Fang Hui, Anne Underhill, Gary Feinman, Linda Nicholas, Luan Fengshi, Yu Haiguang, and Cai Fengshu, eds.
Beijing: Cultural Relics Press, 2012
Reviewed by Qian Yang (PhD Candidate, Shandong University, China)
Modern archaeology was developed in China one century ago in order to examine the validity of historical documents. Due to its unique theories and the improvements in scientific methods applied, the gap between archaeology and history seems to have increasingly broadened. Some scholars argue that archaeology has become an independent discipline distinct from history. As a subject to explore human activities in the past, archaeology still makes a great contribution to historical research. Archaeological Report of Regional Systematic Surveys in Southeast Shandong is a good example.

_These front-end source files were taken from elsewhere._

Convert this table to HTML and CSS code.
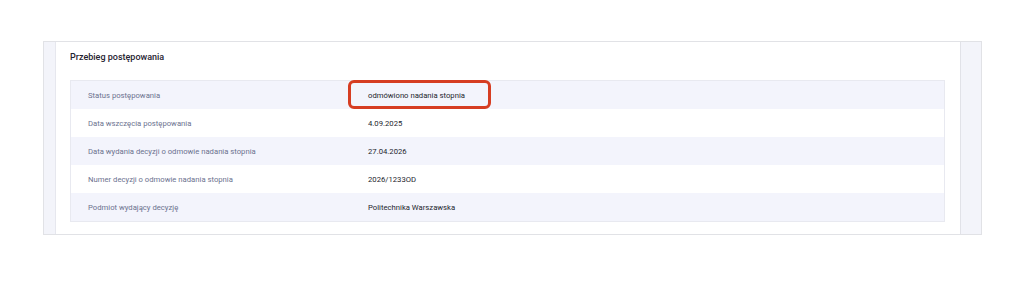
FILE: index.html
```html
<!DOCTYPE html>
<html lang="pl">
<head>
<meta charset="utf-8">
<link rel="stylesheet" href="styles.css">
</head>
<body>
<div class="page">
  <div class="panel">
    <div class="strip strip-left"></div>
    <div class="main">
      <h2 class="title">Przebieg postępowania</h2>
      <div class="table">
        <div class="row">
          <div class="label">Status postępowania</div>
          <div class="value"><span class="highlight"></span>odmówiono nadania stopnia</div>
        </div>
        <div class="row">
          <div class="label">Data wszczęcia postępowania</div>
          <div class="value">4.09.2025</div>
        </div>
        <div class="row">
          <div class="label">Data wydania decyzji o odmowie nadania stopnia</div>
          <div class="value">27.04.2026</div>
        </div>
        <div class="row">
          <div class="label">Numer decyzji o odmowie nadania stopnia</div>
          <div class="value">2026/1233OD</div>
        </div>
        <div class="row">
          <div class="label">Podmiot wydający decyzję</div>
          <div class="value">Politechnika Warszawska</div>
        </div>
      </div>
    </div>
    <div class="strip strip-right"></div>
  </div>
</div>
</body>
</html>
```
FILE: styles.css
```css
* { box-sizing: border-box; }
html, body { margin: 0; padding: 0; background: #ffffff; }
body { font-family: Roboto, "Noto Sans", sans-serif; width: 1024px; height: 288px; }
.page { padding: 41px 0 0 43px; }
.panel {
  width: 939px;
  height: 194px;
  border: 1px solid #e1e2e6;
  display: flex;
  background: #ffffff;
}
.strip { background: #f3f4fa; flex: none; }
.strip-left { width: 12px; border-right: 1px solid #e6e7ee; }
.strip-right { width: 21px; border-left: 1px solid #e1e2e8; }
.main { flex: 1; padding: 9px 15px 13px 14px; }
.title {
  margin: 0 0 17px 0;
  font-size: 9px;
  line-height: 12px;
  font-weight: 500;
  color: #1f2330;
}
.table { border: 1px solid #e8e9f0; }
.row {
  display: flex;
  align-items: center;
  height: 28px;
  font-size: 7.7px;
}
.row:nth-child(odd) { background: #f3f4fc; }
.row:nth-child(even) { background: #ffffff; }
.label {
  width: 297px;
  padding-left: 17px;
  color: #6c728f;
  flex: none;
}
.value {
  position: relative;
  color: #23252d;
  height: 100%;
  display: flex;
  align-items: center;
}
.highlight {
  position: absolute;
  left: -20px;
  top: -1px;
  width: 143px;
  height: 29px;
  border: 3px solid #d63d22;
  border-radius: 6px;
}
```
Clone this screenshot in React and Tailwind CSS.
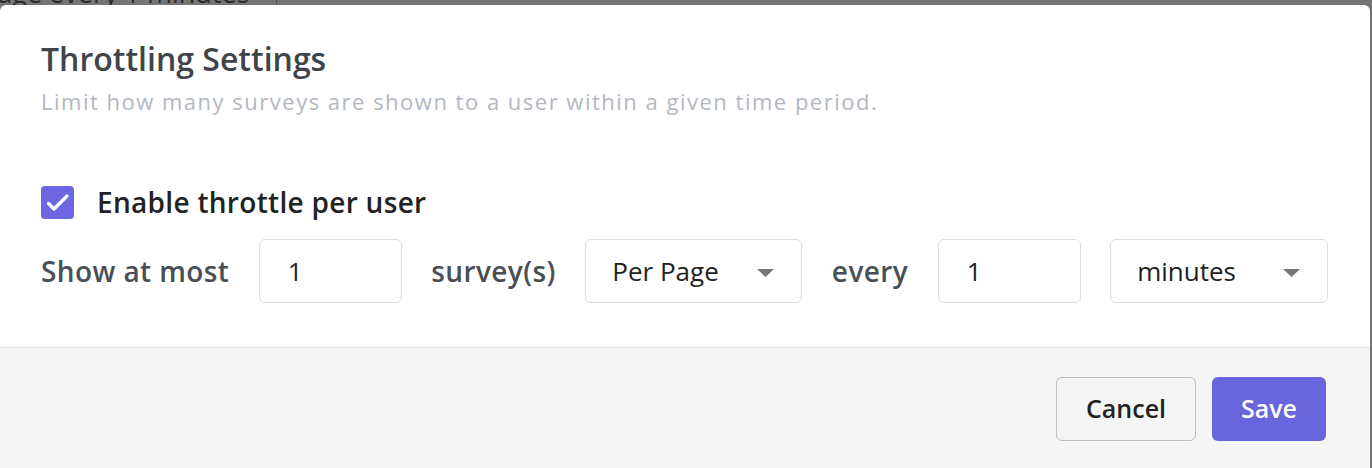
import { useState } from "react";

function NumberBox({ value }) {
  return (
    <div className="flex h-16 w-[143px] shrink-0 items-center rounded-md border border-[#dcdde2] bg-white pl-[28px] text-[26px] font-normal tracking-normal text-[#222]">
      {value}
    </div>
  );
}

function SelectBox({ label, width }) {
  return (
    <div className={`flex h-16 shrink-0 items-center justify-between rounded-md border border-[#dcdde2] bg-white pl-[26px] pr-[27px] text-[26px] font-normal tracking-normal text-[#222] ${width}`}>
      <span>{label}</span>
      <svg width="17" height="8" viewBox="0 0 17 8" className="mt-[4px]">
        <path d="M0 0h17l-8.5 8z" fill="#757575" />
      </svg>
    </div>
  );
}

export default function App() {
  const [enabled, setEnabled] = useState(true);

  return (
    <div className="h-[468px] w-[1372px] overflow-hidden bg-[#757575] font-['Open_Sans',sans-serif]">
      <div className="flex h-[5px] overflow-hidden">
        <p className="mt-[-23px] ml-[-19px] w-[296px] shrink-0 whitespace-nowrap border-r border-[#555] text-[27px] leading-[32px] text-[#2c2c2c]">
          Page every 1 minutes
        </p>
      </div>

      <div className="mr-[2px] flex h-[463px] flex-col overflow-hidden rounded-t-md bg-white">
        <div className="flex flex-col pl-[41px] pr-[44px] pt-[34px] pb-[44px]">
          <h2 className="text-[32px] leading-[40px] font-semibold text-[#3f444b]">Throttling Settings</h2>
          <p className="mt-[7px] text-[22px] leading-[30px] tracking-[1.5px] text-[#b3b7bf]">
            Limit how many surveys are shown to a user within a given time period.
          </p>

          <label className="mt-[69px] flex items-center gap-[23px]">
            <button
              type="button"
              onClick={() => setEnabled((v) => !v)}
              className={`flex h-[33px] w-[33px] shrink-0 items-center justify-center rounded-[4px] ${enabled ? "bg-[#6c67e1]" : "border border-gray-400 bg-white"}`}
            >
              {enabled && (
                <svg width="33" height="33" viewBox="0 0 33 33" fill="none" stroke="white" strokeWidth="3.2" strokeLinecap="round" strokeLinejoin="round">
                  <path d="M7.5 17.5l5.5 5.5L26 10" />
                </svg>
              )}
            </button>
            <span className="text-[28px] leading-[34px] font-semibold tracking-[0.3px] text-[#222]">Enable throttle per user</span>
          </label>

          <div className="mt-[20px] flex items-center gap-[29.5px] whitespace-nowrap text-[28px] font-semibold tracking-[0.4px] text-[#4a4f57]">
            <span className="shrink-0">Show at most</span>
            <NumberBox value="1" />
            <span className="shrink-0">survey(s)</span>
            <SelectBox label="Per Page" width="w-[217px]" />
            <span className="shrink-0">every</span>
            <NumberBox value="1" />
            <SelectBox label="minutes" width="w-[218px]" />
          </div>
        </div>

        <div className="flex flex-1 items-start justify-end gap-4 border-t border-[#e2e2e2] bg-[#f5f5f5] pr-[44px] pt-[29px]">
          <button type="button" className="h-16 w-[140px] rounded-md border border-[#b9bdc5] text-[25px] font-semibold text-[#222]">
            Cancel
          </button>
          <button type="button" className="h-16 w-[114px] rounded-md bg-[#6866dc] text-[25px] font-semibold text-white">
            Save
          </button>
        </div>
      </div>
    </div>
  );
}
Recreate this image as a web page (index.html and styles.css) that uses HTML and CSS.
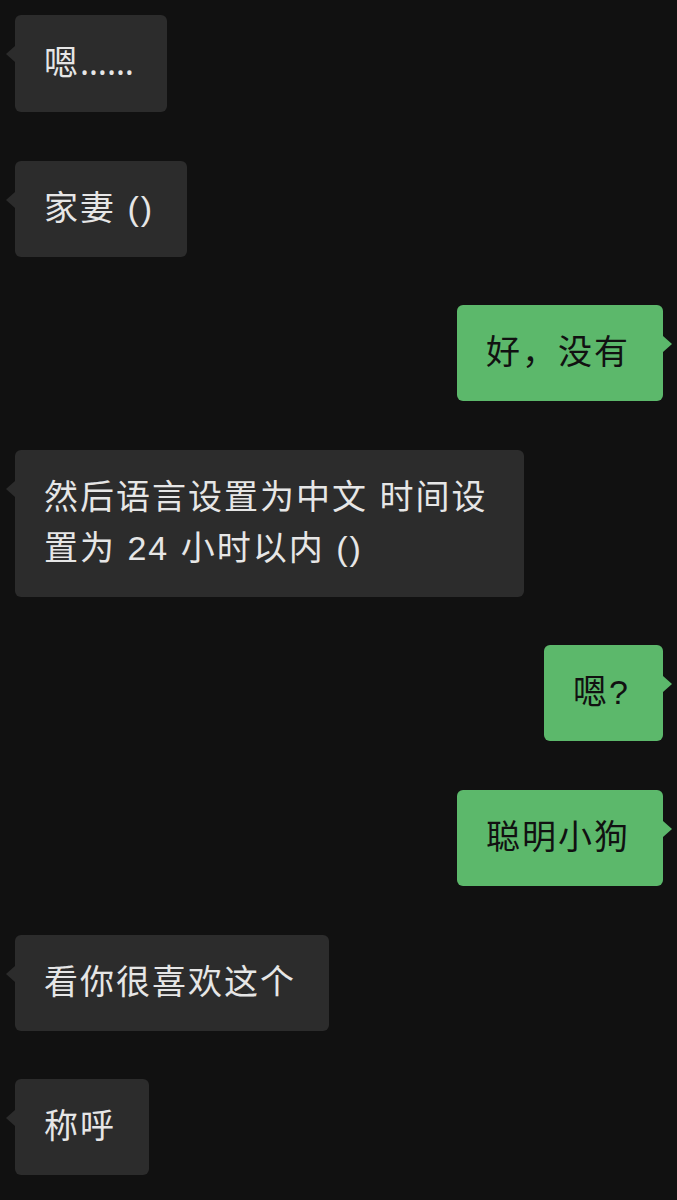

This book consists of four parts: the introduction to the survey region and method, main sites, significant artifacts, and the interpretation of findings. It first introduces the regional systematic survey, or full- coverage survey, which had been fully developed in Mexico’s Oaxaca valley and was introduced to China in the 1990s. However, when it comes to its exact practice in China, there is still no consensus. For instance, researchers hold different opinions about the scope of distributed ceramics when defining a site. The method used in this book has been modified in consideration of local topography and landscape, and the description of this method is even detailed enough to include exact map scales, team size, best seasons, and so on. This case study provides useful experience to the spread of this method in China.
According to the findings in the survey, the authors analyze the settlement patterns in different periods. In the Beixin period (5,300-4,300 B.C.), fewer people inhabited this area. Yet once the area was settled, the population grew rapidly and was concentrated in several settlements in the Dawenkou period (4,300- 2,600 B.C.). In the Longshan period (2,600-2,000 B.C.), the settlements could be categorized into four grades which indicate the emergence of the state. Although there was no artifactual or other material indication of Shang presence in this region, many of the larger Zhou settlements were situated in elevated and defensible locations, indicating the possible existence of local independent polities. It was not until the Qin period that this region was finally under the effective control of the centralized government in the west. Large Qin-Han settlements were well distributed.
The settlement pattern shift in the southeast Shandong also reflects the local trajectory of social complexity and the relationship between this region and the state in the west. In the past the central plain was overemphasized, while less attention was paid to the peripheral regions. In historical documents, all peripheral areas were integrated into the central plain from the Longshan period onward. According this book, however, there was a long-lived political and economic independence in southeast Shandong, and its influence is not as unimportant as indicated in the textual accounts. In line with other programs to construct a more unified imperial domain, emperors of Qin and Han were intent on breaking down the local traditions. Therefore, the social change model herein is multifaceted, rather than the conventional linear model.
In historical documents, descriptions regarding the peripheral regions and grassroots society are quite limited, and only represent the official opinion. Archaeology can overcome these drawbacks and give us more information that is not recorded in the documents. However, this survey was too early to have employed GPS records. Therefore, it is impossible to explore the relationship between human activities and landscape using GIS. It is also necessary to do further archaeological excavations to obtain more useful data.